A few thousand gallons of diesel pooling and flaming from under a train wreck is not a pretty sight, as the propulsion engine diesel burning in the famous Hindenburg film illustrates.
Re that film, burning hydrogen makes no visible light. H2 easily ignites but doesn't explode unless confined and mixed with oxygen, re the other hoax.
If GM gets involved... will they name their Hydrogen Powered Effort " The Hindenburg TOO" ?
Hydrogen ( gas or liquid) involved in any rail accident(incident) will create apoplexy in the Railroad Risk Offices.. (my Prediction)
From "Who Killed the Electric Car," take away the thought that GM's want of an attention span was the proximate cause of death.
If Apple had run away from the personal digital assistant market (instead of paying intense attention to the biopsy, as they did) we wouldn't be talking to Siri on iPhone 5s, or using Droids and Blackberries for that matter.
GM did the same with the Corvair instead rethinking and refining it toward a US version of the Porsche 914.
Prediction: Despite a cool reception, Japan will sprout even more Leafs and GM will not stay the course with the Volt...though they'll have to re-enter the P-IH market eventually.
Similarly, the US has been far too slow following-up on the 2009 DoD-funded BNSF HH 1205 hydrail locomotive. Look for China and South Africa to seize the initiative.
Watch the movie "Who killed the electric car", one of the arguments made is that the H2 programs by the various manufacturers so far largely are PR efforts designed to impress the public and (more importantly) the government(s) without any real ability to bring such vehicles to market on a large scale.

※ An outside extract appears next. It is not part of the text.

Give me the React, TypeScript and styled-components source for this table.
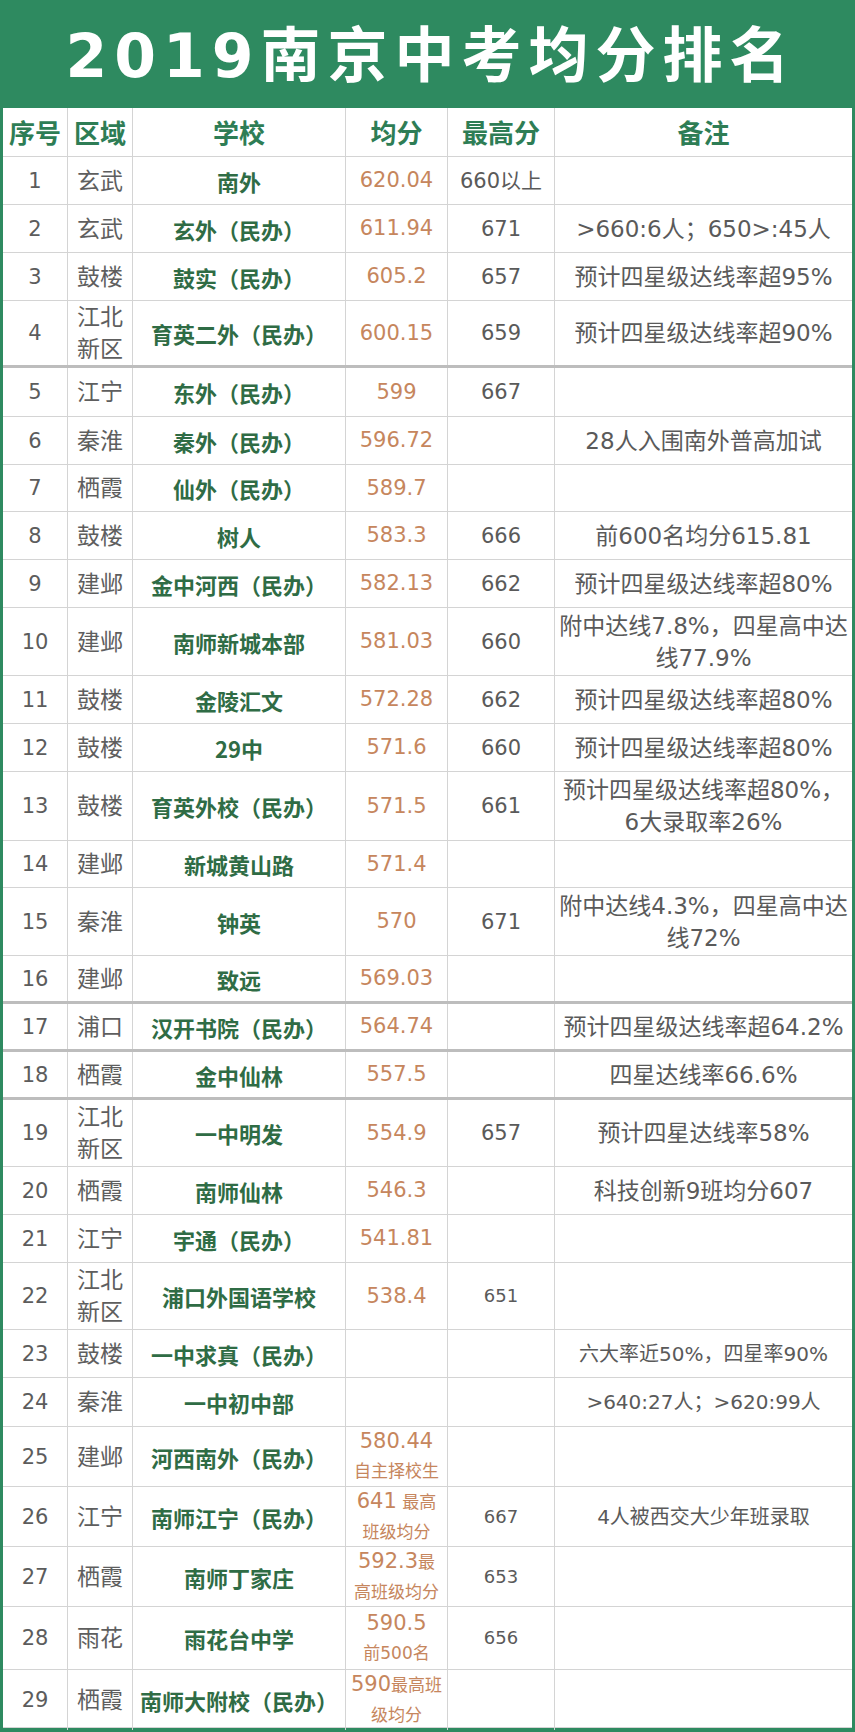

I wonder if by the time the technical hurdles of storing H2 onboard vehicles have been solved, electrical energy storage systems (supercapacitators, advanced batteries) may be able to match hydrogen's energy density and capacity (in the sense of permitting vehicle range comparable to current fuels).
Both technologies are still a ways down the road(pun intended)..
Erik,
The big number I mentioned is based on Charlotte's experience with the Blue Line. It's loaded to include some grade separation expense, the engineering needed to preempt galvanic interaction with subterranean utilities and a lot of other ancillary costs. Outside cities, where a lot of this doesn't apply, it could well be lower, as you suggest. And I've heard the actual contact wire can be an aluminum alloy, avoiding that much copper.
When CATS planned the Blue Line south segment, Charlotte's first (and very successful) light rail circa 2002, the planned electrification cost was $1.75 million per mile. Completion came in at between $6 and $7 million about five years ago. Since then, copper costs have risen sharply and—though the recession has held inflation to a minimum—material and labor costs have risen too. At the International Hydrail Conferences I've heard numbers higher than $10 M mentioned.
The amount and geographical distribution of hydrail R&D today suggests that a point will come when the 130-year-old complexity of external power will just not be worth it. If hydrail continues to be developed as a means of reducing diesel consumption and pollution, it seems likely to be tapped for electric train line extension to low-traffic routes as well.
A GE has shown, battery tech is advancing fast. But even with their new locomotive battery plant in Albany online, they are still looking at fuel cell hybridization.